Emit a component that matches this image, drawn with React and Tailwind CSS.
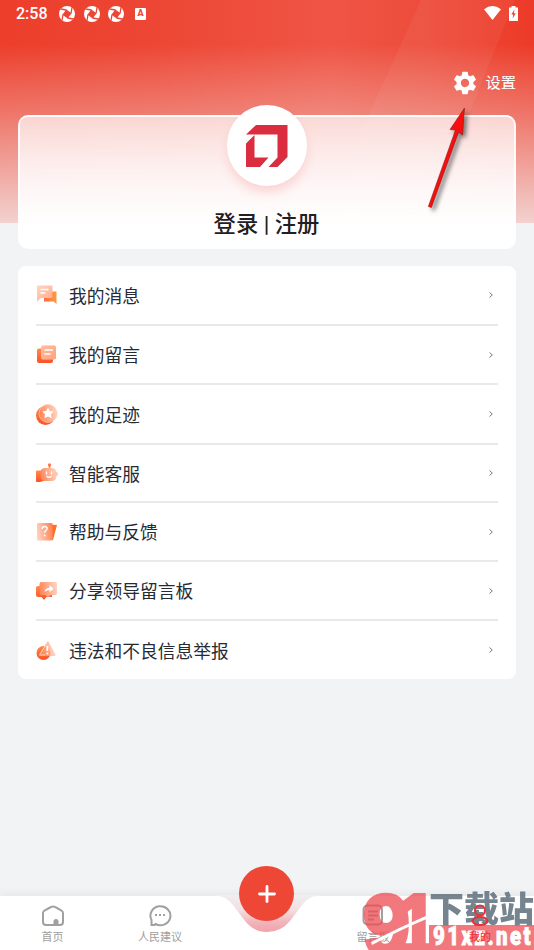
import React from "react";

const CJK = "font-['Roboto','Noto_Sans_CJK_SC',sans-serif]";

function Shutter() {
  return (
    <svg className="h-4 w-4" viewBox="0 0 16 16">
      <circle cx="8" cy="8" r="8" fill="#fff" />
      <path d="M7.300 3.400L12.600 7.300L8.700 12.600L3.400 8.700Z" fill="#ec4634" />
      <g stroke="#ec4634" strokeWidth="1.300" fill="none">
        <path d="M7.500 4L1.500 3M12 7.500L13 1.500M8.500 12L14.500 13M4 8.500L3 14.500" />
      </g>
    </svg>
  );
}

function StatusBar() {
  return (
    <div className="flex h-[28px] items-center pl-4 pr-[16px] text-white">
      <span className="w-[43px] font-['Roboto'] text-[16px] font-medium leading-[28px]">2:58</span>
      <div className="flex items-center gap-[8.5px]">
        <Shutter />
        <Shutter />
        <Shutter />
      </div>
      <span className="ml-[11px] flex h-3 w-[11px] items-center justify-center rounded-[1px] bg-white font-['Roboto'] text-[9px] font-black text-[#ed4936]">A</span>
      <div className="ml-auto flex items-center gap-2 pb-[2px]">
        <svg width="17" height="14" viewBox="0 0 17 14"><path d="M0 3.200Q8.500-3 17 3.200L8.500 14Z" fill="#fff" /></svg>
        <svg width="9" height="15" viewBox="0 0 9 15">
          <path d="M2.500 0h4v1.500H9V15H0V1.500h2.500Z" fill="#fff" />
          <path d="M5.500 3.500L2.300 8.500H4.200L3.600 12.500L6.800 7.300H4.900Z" fill="#ec4634" />
        </svg>
      </div>
    </div>
  );
}

function Defs() {
  return (
    <svg width="0" height="0" className="absolute">
      <defs>
        <linearGradient id="deep" x1="0" y1="0" x2="0" y2="1">
          <stop offset="0" stopColor="#ff8a4a" />
          <stop offset="1" stopColor="#fa5226" />
        </linearGradient>
        <linearGradient id="amber" x1="0" y1="0" x2="1" y2="0">
          <stop offset="0" stopColor="#ff6a3c" />
          <stop offset="1" stopColor="#ff9a3c" />
        </linearGradient>
        <linearGradient id="glass" x1="0" y1="0" x2="1" y2="1">
          <stop offset="0" stopColor="#ffd6c4" />
          <stop offset="1" stopColor="#ffa987" />
        </linearGradient>
        <linearGradient id="glassRight" x1="0" y1="0.6" x2="1" y2="0.4">
          <stop offset="0" stopColor="#ff8355" />
          <stop offset="1" stopColor="#ffd3c0" />
        </linearGradient>
      </defs>
    </svg>
  );
}

const icons = {
  message: (
    <>
      <path d="M8 6.500h12.500v12.500l-3-2.500H8Z" fill="url(#amber)" />
      <path d="M1 1.500Q1 .5 2 .5H15.500q1 0 1 1V12q0 1-1 1H5l-4 3.700Z" fill="url(#glass)" />
      <path d="M4.500 4.500h8M4.500 8h5" stroke="#fff" strokeWidth="1.500" />
    </>
  ),
  note: (
    <>
      <path d="M3 4.500h14V17q0 2-2 2H3q-2 0-2-2V6.500q0-2 2-2Z" fill="url(#deep)" />
      <rect x="5" y="1.500" width="15" height="14" rx="2" fill="url(#glass)" />
      <rect x="5" y="1.500" width="15" height="14" rx="2" fill="#ff9568" opacity=".4" />
      <path d="M8.500 6h8.500M8.500 10h6" stroke="#fff" strokeWidth="1.500" />
    </>
  ),
  track: (
    <>
      <circle cx="9.500" cy="11.500" r="9.500" fill="url(#deep)" />
      <circle cx="12" cy="9.500" r="9" fill="url(#glassRight)" stroke="#ffc8b0" strokeWidth=".7" />
      <path d="M12 3.500l1.800 3.500 3.900.6-2.800 2.700.7 4L12 12.500l-3.600 1.800.7-4L6.300 7.600l3.900-.6Z" fill="#fff" />
    </>
  ),
  robot: (
    <>
      <path d="M0 8.500q0-1 1-1h8v10L4 19H1q-1 0-1-1Z" fill="url(#deep)" />
      <path d="M13.500 1v5" stroke="#ff7b4a" strokeWidth="1.600" />
      <circle cx="13.500" cy="2" r="1.700" fill="#ff7b4a" />
      <rect x="4.500" y="5" width="16" height="13" rx="4.500" fill="url(#glassRight)" />
      <circle cx="20" cy="11" r="2" fill="#ffc6ae" />
      <path d="M10.500 9v2M15.500 9v2M11 13.500q2 1.500 4 0" stroke="#fff" strokeWidth="1.400" fill="none" strokeLinecap="round" />
    </>
  ),
  help: (
    <>
      <path d="M13 3.500l8 .5-4 15H12Z" fill="#ff7029" />
      <rect x="1" y="2" width="15.500" height="17.500" rx="1" fill="url(#glassRight)" transform="rotate(180 8.750 10.700)" />
      <path d="M6.200 8q0-2.500 2.500-2.500 2.400 0 2.400 2.100 0 1.400-1.500 2.200-.9.500-.9 2" fill="none" stroke="#fff" strokeWidth="1.400" />
      <circle cx="8.700" cy="14.500" r="1" fill="#fff" />
    </>
  ),
  share: (
    <>
      <path d="M2 6h14v11h-5.500L8 20l-2.500-3H2q-2 0-2-2V7.500Q0 6 2 6Z" fill="url(#deep)" />
      <path d="M5.500 2H19q2 0 2 2v9.500q0 1.500-2 1.500h-4.500L12 17.500 9.500 15h-4q-2 0-2-1.500V4q0-2 2-2Z" fill="url(#glassRight)" />
      <path d="M8.500 12q.3-4 5-4.300V5L17.500 8.700l-4 3.500v-2.200q-3 0-5 2Z" fill="#fff" />
    </>
  ),
  report: (
    <>
      <circle cx="7.500" cy="13" r="7" fill="url(#deep)" />
      <path d="M11 2Q12 .5 13 2.500l6.500 12q.8 1.500-1 1.500H4.500q-2 0-1-2Z" fill="url(#glassRight)" opacity=".8" />
      <path d="M11 3L3.500 15H9" fill="none" stroke="#ffd5c4" strokeWidth=".9" />
      <path d="M11.300 6v5" stroke="#fff" strokeWidth="1.800" />
      <circle cx="11.300" cy="13.500" r="1.100" fill="#fff" />
    </>
  ),
};

const menu = [
  { icon: "message", label: "我的消息", h: "h-[60px]" },
  { icon: "note", label: "我的留言", h: "h-[59px]" },
  { icon: "track", label: "我的足迹", h: "h-[60px]" },
  { icon: "robot", label: "智能客服", h: "h-[58px]" },
  { icon: "help", label: "帮助与反馈", h: "h-[59px]" },
  { icon: "share", label: "分享领导留言板", h: "h-[59px]" },
  { icon: "report", label: "违法和不良信息举报", h: "h-[58px]" },
];

function MenuRow({ icon, label, h, last }) {
  return (
    <div className={`flex items-center ${h} ${last ? "" : "border-b-2 border-[#e8e9ea]"}`}>
      <svg className="mt-px h-[22px] w-[22px] shrink-0" viewBox="0 0 22 22">{icons[icon]}</svg>
      <span className="ml-[11px] pt-[3px] text-[17.75px] leading-6 text-[#262a34]">{label}</span>
      <svg className="ml-auto mr-[4px] h-2 w-[6px]" viewBox="0 0 6 8"><path d="M1.500 1.500L4.300 4L1.500 6.500" fill="none" stroke="#777a80" strokeWidth="1" /></svg>
    </div>
  );
}

function Logo() {
  return (
    <svg width="42" height="42" viewBox="0 0 42 42" fill="#da2d40">
      <path d="M10 0H41.500V32L31.500 42H22.500L31.500 32.500V9.500H0Z" />
      <path d="M8.500 10V32.500H22.500L14 42H0V18.500Z" />
    </svg>
  );
}

function Header() {
  return (
    <svg className="absolute left-0 top-0" width="534" height="223" viewBox="0 0 534 223">
      <defs>
        <linearGradient id="red" x1="0" y1="0" x2="1" y2="0">
          <stop offset="0" stopColor="#ec3e2b" />
          <stop offset=".28" stopColor="#ed4634" />
          <stop offset=".62" stopColor="#ef5545" />
          <stop offset=".8" stopColor="#ed4c3a" />
          <stop offset="1" stopColor="#ec3b28" />
        </linearGradient>
        <linearGradient id="fade" x1="0" y1="0" x2="0" y2="1">
          <stop offset=".2" stopColor="#f3f3f4" stopOpacity="0" />
          <stop offset=".5" stopColor="#f3e9e9" stopOpacity=".32" />
          <stop offset="1" stopColor="#f3e6e6" stopOpacity=".88" />
        </linearGradient>
      </defs>
      <rect width="534" height="223" fill="url(#red)" />
      <path d="M421 0H515L425 223H340L362 130Z" fill="#fff" opacity=".05" />
      <rect width="534" height="223" fill="url(#fade)" />
    </svg>
  );
}

function ProfileCard() {
  return (
    <div className="relative mx-[18px] mt-[10px] flex h-[134px] flex-col items-center rounded-[10px] border-2 border-b-0 border-white/80 bg-linear-to-b from-white/68 from-0% via-white/86 via-50% to-white to-90%">
      <div className="-mt-[12px] mr-px flex h-[81px] w-20 items-center justify-center rounded-full bg-white pl-px shadow-[0_8px_12px_-2px_rgba(238,80,80,0.22)]">
        <Logo />
      </div>
      <div className="mr-px mt-[20px] text-[22.3px] font-medium leading-9 text-[#1f2023]">登录 | 注册</div>
    </div>
  );
}

function Arrow() {
  return (
    <svg className="absolute left-[420px] top-[98px]" width="60" height="120" viewBox="0 0 60 120">
      <g style={{ filter: "drop-shadow(3px 3px 2px rgba(60,60,60,.65))" }}>
        <path d="M44.500 10L42.500 37L38.700 34L11.400 109.500L8.400 108.500L35.500 32L30 31.500Z" fill="#f90d0d" stroke="#8e1717" strokeWidth=".6" />
      </g>
    </svg>
  );
}

function Tab({ label, active, children }) {
  return (
    <div className={`relative flex flex-col items-center pt-[8px] ${active ? "text-[#ee2f35]" : "text-[#a0a0a0]"}`}>
      <svg className="h-6 w-6" viewBox="0 0 24 24" fill="none" stroke="currentColor" strokeWidth="2">{children}</svg>
      <span className="mt-[2px] text-[11px] leading-4">{label}</span>
    </div>
  );
}

function TabBar() {
  return (
    <div className="relative mt-auto h-[54px] bg-white shadow-[0_-3px_8px_rgba(0,0,0,0.05)]">
      <svg className="absolute left-[217px] top-[-1px]" width="101" height="40" viewBox="0 0 101 40">
        <defs>
          <linearGradient id="notch" x1="0" y1="0" x2="0" y2="1">
            <stop offset="0" stopColor="#efeff1" />
            <stop offset=".4" stopColor="#f2dfe2" />
            <stop offset=".75" stopColor="#f1b3b9" />
            <stop offset="1" stopColor="#f2a2ab" />
          </linearGradient>
        </defs>
        <path d="M0 0H101V1Q92 1 85 10L73 26Q64 37 50 37Q37 37 28 26L16 10Q9 1 0 1Z" fill="url(#notch)" />
      </svg>
      <div className="absolute left-[239px] top-[-30px] flex h-[55px] w-[55px] items-center justify-center rounded-full bg-[#ee4736]">
        <svg width="18" height="18" viewBox="0 0 18 18"><path d="M9 1.500V16.500M1.500 9H16.500" stroke="#fff" strokeWidth="2.800" strokeLinecap="round" /></svg>
      </div>
      <div className="grid grid-cols-[105px_110px_104px_108px_106px]">
        <Tab label="首页">
          <path d="M10 3L3.500 6.500Q2 7.500 2 9V18Q2 21 5 21H19Q22 21 22 18V9Q22 7.500 20.500 6.500L14 3Q12 1.800 10 3Z" />
          <path d="M12.500 21V17.500Q12.500 15 15 15T17.500 17.500V21Z" fill="currentColor" stroke="none" />
        </Tab>
        <Tab label="人民建议">
          <path d="M3.500 21V16A10 9.500 0 1 1 7.500 20L6.500 21Z" />
          <path d="M7 11h2M11 11h2M15 11h2" strokeWidth="2.200" />
        </Tab>
        <span />
        <Tab label="留言板">
          <rect x="2.500" y="1.500" width="18.500" height="19" rx="4" />
          <path d="M7 7.500h10M7 11.500h10M7 15.500h6" />
        </Tab>
        <div className="z-10">
          <Tab label="我的" active>
            <circle cx="12" cy="6.500" r="5" />
            <ellipse cx="12" cy="17" rx="7.300" ry="4" />
          </Tab>
        </div>
      </div>
      <Watermark />
    </div>
  );
}

function Watermark() {
  return (
    <svg className="absolute left-[360px] top-[-8px]" width="174" height="62" viewBox="0 0 174 62">
      <g opacity=".74">
        <g fill="#ed4a50" stroke="#ed4a50" strokeWidth="4" fontSize="86" fontWeight="bold" fontFamily="Liberation Sans">
          <text x="3" y="66" textLength="47" lengthAdjust="spacingAndGlyphs">9</text>
          <text x="36" y="66" textLength="42" lengthAdjust="spacingAndGlyphs">1</text>
        </g>
        <rect x="69" y="37" width="105" height="25" fill="#ed4a50" />
      </g>
      <path d="M11 54Q40 39 68 27L69 30Q42 41 12 57Z" fill="#fff" />
      <text x="69" y="34" fontSize="35" fontWeight="900" fontFamily="Noto Sans CJK SC" fill="#677783" opacity=".9">下载站</text>
      <g transform="translate(73 57) scale(.82 1)">
        <text fontSize="25" fontWeight="900" fontFamily="Roboto" fill="#fff" stroke="#fff" strokeWidth=".8" textLength="119" lengthAdjust="spacing">91xz.net</text>
      </g>
    </svg>
  );
}

export default function App() {
  return (
    <div className={`relative flex h-[950px] w-[534px] flex-col overflow-hidden bg-[#f2f3f5] ${CJK}`}>
      <Defs />
      <Header />
      <div className="relative flex flex-1 flex-col">
        <StatusBar />
        <div className="mt-[32px] flex h-[45px] items-center justify-end pr-[18px] text-white">
          <svg className="h-7 w-7" viewBox="0 0 24 24" fill="currentColor"><path d="M19.140 12.940c.040-.3.060-.610.060-.940 0-.320-.020-.640-.070-.940l2.030-1.580a.49.49 0 0 0 .12-.610l-1.920-3.320a.488.488 0 0 0-.590-.220l-2.390.960c-.5-.380-1.030-.7-1.620-.940l-.360-2.540a.484.484 0 0 0-.480-.410h-3.840c-.240 0-.430.170-.470.410l-.360 2.540c-.590.240-1.130.570-1.620.940l-2.390-.960c-.220-.080-.470 0-.590.220L2.740 8.870c-.120.210-.080.470.120.610l2.030 1.580c-.050.3-.090.630-.090.940s.020.640.070.940l-2.030 1.580a.49.49 0 0 0-.12.610l1.920 3.320c.120.220.370.290.590.220l2.390-.960c.5.380 1.030.7 1.620.940l.360 2.540c.050.240.240.410.480.410h3.840c.240 0 .440-.170.470-.410l.360-2.540c.590-.240 1.130-.560 1.620-.940l2.390.960c.220.080.470 0 .590-.220l1.920-3.320a.49.49 0 0 0-.12-.610l-2.010-1.580zM12 15.600A3.610 3.610 0 0 1 8.400 12c0-1.980 1.620-3.600 3.600-3.600s3.600 1.620 3.600 3.600-1.620 3.600-3.600 3.600z" /></svg>
          <span className="ml-[6px] text-[15.300px] leading-5">设置</span>
        </div>
        <ProfileCard />
        <div className="mx-[18px] mt-[17px] h-[413px] rounded-[8px] bg-white px-[18px]">
          {menu.map((m, i) => (
            <MenuRow key={m.icon} {...m} last={i === menu.length - 1} />
          ))}
        </div>
        <TabBar />
      </div>
      <Arrow />
    </div>
  );
}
■ ■ ■ ■
(REQUIRED TASK)
Lines containing the word "React" are to be counted in the listing; state their number alone.

(COMPLETE ANSWER)
2